As someone with a true overview of the whole brewery scene in San Diego, what’s your advice to someone who’s thinking today about opening a new brewery?
It’s funny, because when we first opened, people didn’t really emphasize how we needed to be different from everyone else. The guys I talked to said, “Just make sure you make good beer.” Now it’s more about how you’re going to distinguish yourself—why would someone choose your brewery over the guy across the street or the ones that are a couple of miles away. The people that come to me for advice are generally homebrewers and I know their reputation as homebrewers. Some of them are really good, so I know the quality part will be there after they learn how to scale up and work on different equipment and with different chemicals, but those are the details.
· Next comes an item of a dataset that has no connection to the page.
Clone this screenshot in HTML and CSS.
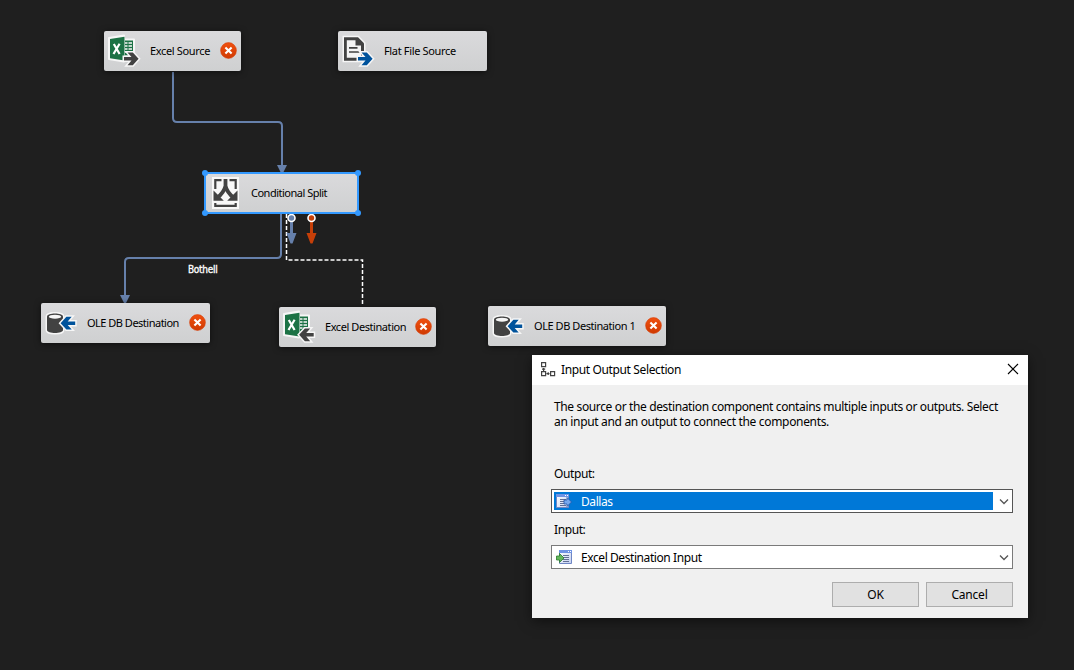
FILE: index.html
```html
<!DOCTYPE html>
<html lang="en">
<head>
<meta charset="utf-8">
<title>Data Flow</title>
<link rel="stylesheet" href="styles.css">
</head>
<body>
<svg class="defs" width="0" height="0">
  <defs>
    <linearGradient id="err" x1="0" y1="0" x2="0" y2="1"><stop offset="0" stop-color="#f0500f"/><stop offset="1" stop-color="#cf3a02"/></linearGradient>
    <linearGradient id="paper" x1="0" y1="0" x2="1" y2="1"><stop offset="0" stop-color="#fff"/><stop offset="1" stop-color="#c3d0f0"/></linearGradient>
    <g id="excel">
      <path d="M5 7 20 4.500V8.500H30V25H20V30.500L5 28Z" fill="#f6f6f6" stroke="#f6f6f6" stroke-width="2" stroke-linejoin="round"/>
      <path d="M6 8 20.500 5.700V29.500L6 27.200Z" fill="#1c7245"/>
      <path d="M21 9.500h8v15h-8" fill="#1c7245"/>
      <path d="M21 12h2.500M24.500 12H28M21 15h2.500M24.500 15H28M21 18h2.500M24.500 18H28M21 21h2.500M24.500 21H28" stroke="#f6f6f6" stroke-width="1.700"/>
      <path d="M9.800 13 15.600 23M15.600 12.700 9.500 23" stroke="#fff" stroke-width="2.200" fill="none"/>
    </g>
    <path id="arrow-r" d="M20 26H27.500L23.500 21.400H28.800L34.600 27.800 28.800 34.200H23.500L27.500 29.600H20Z" stroke-width="3" paint-order="stroke" stroke="#f6f6f6"/>
    <path id="arrow-l" d="M34.200 26H26.700L30.700 21.400H25.400L19.600 27.800 25.400 34.200H30.700L26.700 29.600H34.200Z" stroke-width="3" paint-order="stroke" stroke="#f6f6f6"/>
    <g id="database">
      <path d="M6 13.500C6 9.500 22 9.500 22 13.500V27C22 31 6 31 6 27Z" fill="#424242" stroke="#f6f6f6" stroke-width="3" paint-order="stroke"/>
      <ellipse cx="14" cy="13.700" rx="6.200" ry="2" fill="#f6f6f6"/>
      <use href="#arrow-l" y="-7.600" fill="#00539c"/>
    </g>
    <g id="error"><circle cx="8.500" cy="8.500" r="7.900" fill="url(#err)" stroke="#d9420e" stroke-width=".6"/><path d="m5.400 5.400 6.200 6.200m0-6.200-6.200 6.200" stroke="#fff" stroke-width="2.100"/></g>
    <path id="chevron" d="m1 1.500 4 4 4-4" fill="none" stroke="#555" stroke-width="1.300"/>
    <g id="form">
      <path d="M.5.500h12v13H.5Z" fill="url(#paper)" stroke="#6f86c4"/>
      <path d="M0 0h13v3H0Z" fill="#6f93e4"/><path d="M9 1h1v1H9zM11 1h1v1h-1z" fill="#fff"/>
      <path d="M4 5.500h6M4 7.500h6M4 9.500h6M4 11.500h6" stroke="#55628a" stroke-width=".9"/>
    </g>
  </defs>
</svg>

<main class="canvas">
  <svg class="wires" width="1074" height="670">
    <g fill="none" stroke="#6680ab" stroke-width="2">
      <path d="M173 72V118Q173 122 177 122H278Q282 122 282 126V166"/>
      <path d="M281 213V254Q281 258 277 258H129Q125 258 125 262V296"/>
    </g>
    <path d="M277 165h10l-4 8h-2zM120 295h10l-4 8h-2z" fill="#6680ab"/>
    <path d="M286.500 214V260H362.500V305" fill="none" stroke="#fff" stroke-width="1.500" stroke-dasharray="4 2"/>
    <path d="M290 218h3v15h3.500l-4 10.500h-2l-4-10.500h3.500z" fill="#6680ab"/>
    <path d="M310 218h3v15h3.500l-4 10.500h-2l-4-10.500h3.500z" fill="#c63f08"/>
    <circle cx="291.500" cy="218" r="3.500" fill="#6680ab" stroke="#fff" stroke-width="1.600"/>
    <circle cx="311.500" cy="218" r="3.500" fill="#c63f08" stroke="#fff" stroke-width="1.600"/>
  </svg>
  <span class="wire-label">Bothell</span>

  <div class="node excel-source">
    <svg class="icon" width="40" height="40"><use href="#excel"/><use href="#arrow-r" fill="#424242"/></svg>
    <span class="name">Excel Source</span>
    <svg class="status" width="17" height="17"><use href="#error"/></svg>
  </div>
  <div class="node flat-source">
    <svg class="icon" width="40" height="40">
      <path d="M6 6.300H20L26 12.300V29.700H6Z" fill="#424242" stroke="#f6f6f6" stroke-width="3" paint-order="stroke"/>
      <path d="M8.800 9.200H17.500V14.500H23V26.800H8.800Z" fill="#f4f4f4"/>
      <path d="M11 16.800h8.500M11 21h10.500" stroke="#424242" stroke-width="1.700"/>
      <use href="#arrow-r" fill="#00539c"/>
    </svg>
    <span class="name">Flat File Source</span>
  </div>
  <div class="node split">
    <svg class="icon" width="40" height="40">
      <path d="M7 4h27v32H7Z" fill="#f8f8f8"/>
      <path d="M10.300 16V7.200H16.500M24.500 7.200H30.700V16M10.300 30V32.800H30.700V30" fill="none" stroke="#424242" stroke-width="2.200"/>
      <path d="M20.500 6V13Q19 19.500 12 25M20.500 13Q22 19.500 29 25" fill="none" stroke="#424242" stroke-width="3.800"/>
      <path d="M8.500 17.500 18.800 27.800H8.500ZM32.500 17.500 22.200 27.800H32.500Z" fill="#424242"/>
    </svg>
    <span class="name">Conditional Split</span>
    <i class="grip tl"></i><i class="grip tr"></i><i class="grip bl"></i><i class="grip br"></i>
  </div>
  <div class="node ole-one">
    <svg class="icon" width="40" height="40"><use href="#database"/></svg>
    <span class="name">OLE DB Destination</span>
    <svg class="status" width="17" height="17"><use href="#error"/></svg>
  </div>
  <div class="node excel-dest">
    <svg class="icon" width="40" height="40"><use href="#excel"/><use href="#arrow-l" x=".5" fill="#424242"/></svg>
    <span class="name">Excel Destination</span>
    <svg class="status" width="17" height="17"><use href="#error"/></svg>
  </div>
  <div class="node ole-two">
    <svg class="icon" width="40" height="40"><use href="#database"/></svg>
    <span class="name">OLE DB Destination 1</span>
    <svg class="status" width="17" height="17"><use href="#error"/></svg>
  </div>

  <section class="dialog">
    <header class="titlebar">
      <svg width="16" height="16" fill="none" stroke="#424242" stroke-width="1.200"><path d="M1.600 1.600h4v4h-4zM1.600 10.600h4v4h-4zM10.600 10.600h4v4h-4zM3.600 7v3.500M2 8.200h3.200M6.500 12.600h3M8.200 11.200v2.800"/></svg>
      <h1>Input Output Selection</h1>
      <svg width="12" height="12" class="close"><path d="m1 1 10 10M11 1 1 11" stroke="#000" stroke-width="1.100"/></svg>
    </header>
    <div class="content">
      <p class="message"><span class="line-one">The source or the destination component contains multiple inputs or outputs. Select</span><br><span class="line-two">an input and an output to connect the components.</span></p>
      <label class="label">Output:</label>
      <div class="combo active">
        <div class="value">
          <svg width="17" height="15"><use href="#form"/><path d="M8 6h3V3.500L15.500 8 11 12.500V10H8z" fill="#78a9ef" stroke="#2454a5" stroke-width=".8"/></svg>
          <span class="dallas">Dallas</span>
        </div>
        <svg class="drop" width="10" height="7"><use href="#chevron"/></svg>
      </div>
      <label class="label">Input:</label>
      <div class="combo">
        <div class="value">
          <svg width="17" height="15"><use href="#form" x="3"/><path d="M.5 6h3V3.500L8 8l-4.500 4.500V10h-3z" fill="#65b85c" stroke="#287a2b" stroke-width=".8"/></svg>
          <span class="dest-input">Excel Destination Input</span>
        </div>
        <svg class="drop" width="10" height="7"><use href="#chevron"/></svg>
      </div>
      <div class="buttons"><button>OK</button><button>Cancel</button></div>
    </div>
  </section>
</main>
</body>
</html>
```

FILE: styles.css
```css
* { box-sizing: border-box; }
body { margin: 0; }
.defs { position: absolute; }
.canvas {
  position: relative;
  width: 1074px;
  height: 670px;
  overflow: hidden;
  background: #1f1f1f;
  color: #000;
  font-family: "Noto Sans", "Open Sans", sans-serif;
  font-size: 12px;
}
.wires { position: absolute; left: 0; top: 0; }
.wire-label {
  position: absolute;
  left: 188px;
  top: 263px;
  color: #fff;
  font: 500 10px/14px "DejaVu Sans Condensed", "DejaVu Sans", sans-serif;
  letter-spacing: -0.3px;
  -webkit-text-stroke: 0.3px #fff;
}
.node {
  position: absolute;
  display: flex;
  align-items: center;
  height: 40px;
  border-radius: 2px;
  background: linear-gradient(#dadadc, #cfd0d1);
  box-shadow: 0 1px 6px rgba(0, 0, 0, .55);
  font: 11px/14px "Noto Sans", sans-serif;
  letter-spacing: -0.34px;
  white-space: nowrap;
}
.icon { flex: none; margin-right: 6px; }
.status { margin: 0 4px 1px auto; }
.excel-source { left: 104px; top: 31px; width: 137px; }
.flat-source { left: 338px; top: 31px; width: 149px; }
.split {
  left: 205px;
  top: 173px;
  width: 153px;
  box-shadow: 0 0 0 1px #3399ff, inset 0 0 0 1px #3399ff;
  letter-spacing: -0.5px;
}
.ole-one { left: 41px; top: 303px; width: 169px; letter-spacing: -0.5px; }
.excel-dest { left: 279px; top: 307px; width: 157px; letter-spacing: -0.43px; }
.ole-two { left: 488px; top: 306px; width: 178px; letter-spacing: -0.44px; }
.grip {
  position: absolute;
  width: 6px;
  height: 6px;
  border-radius: 50%;
  background: #3399ff;
}
.tl { left: -3px; top: -3px; }
.tr { right: -3px; top: -3px; }
.bl { left: -3px; bottom: -3px; }
.br { right: -3px; bottom: -3px; }

.dialog {
  position: absolute;
  left: 532px;
  top: 355px;
  width: 496px;
  height: 263px;
  background: #f0f0f0;
  box-shadow: 0 3px 12px rgba(0, 0, 0, .5);
}
.titlebar {
  display: flex;
  align-items: center;
  height: 30px;
  padding: 0 9px 2px 8px;
  gap: 5px;
  background: #fff;
}
.titlebar h1 {
  margin: 0;
  font-size: 12px;
  font-weight: 400;
  letter-spacing: -0.37px;
  white-space: nowrap;
}
.close { margin-left: auto; }
.content { padding: 14px 15px 0 19px; }
.message { height: 65px; margin: 0 0 0 3px; line-height: 15px; white-space: nowrap; }
.line-one { letter-spacing: -0.365px; }
.line-two { letter-spacing: -0.33px; }
.label { display: block; height: 25px; padding-left: 3px; line-height: 20px; letter-spacing: -0.4px; }
.combo {
  display: flex;
  align-items: center;
  justify-content: space-between;
  height: 24px;
  margin-bottom: 7px;
  padding: 2px 3px 2px 2px;
  border: 1px solid #7a7a7a;
  background: #fff;
}
.combo.active { border-color: #555; }
.value {
  display: flex;
  align-items: center;
  width: 439px;
  height: 18px;
  padding-left: 2px;
  gap: 8px;
  letter-spacing: -0.42px;
}
.active .value { background: #0078d7; color: #fff; }
.buttons { display: flex; justify-content: flex-end; gap: 7px; padding-top: 6px; }
.buttons button {
  width: 87px;
  height: 25px;
  padding: 0;
  border: 1px solid #adadad;
  background: #e1e1e1;
  color: #000;
  font: 12px "Noto Sans", sans-serif;
  letter-spacing: -0.2px;
}
```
The business plan side is what I tell them to look at closely.
What do you see as the greatest opportunity for new brewers in town these days?
Underserved neighborhoods, for sure.
More of a hyper-local approach?
Exactly. If you find an area where a lot of people live and they’re the right target demographic, and maybe there’s even one brewery, that’s probably a great spot. Also, there’s a lot of opportunity for family-friendly and dog-friendly tasting rooms. So you can do little things like that, which can make you different from everyone else; it doesn’t just have to be the beer.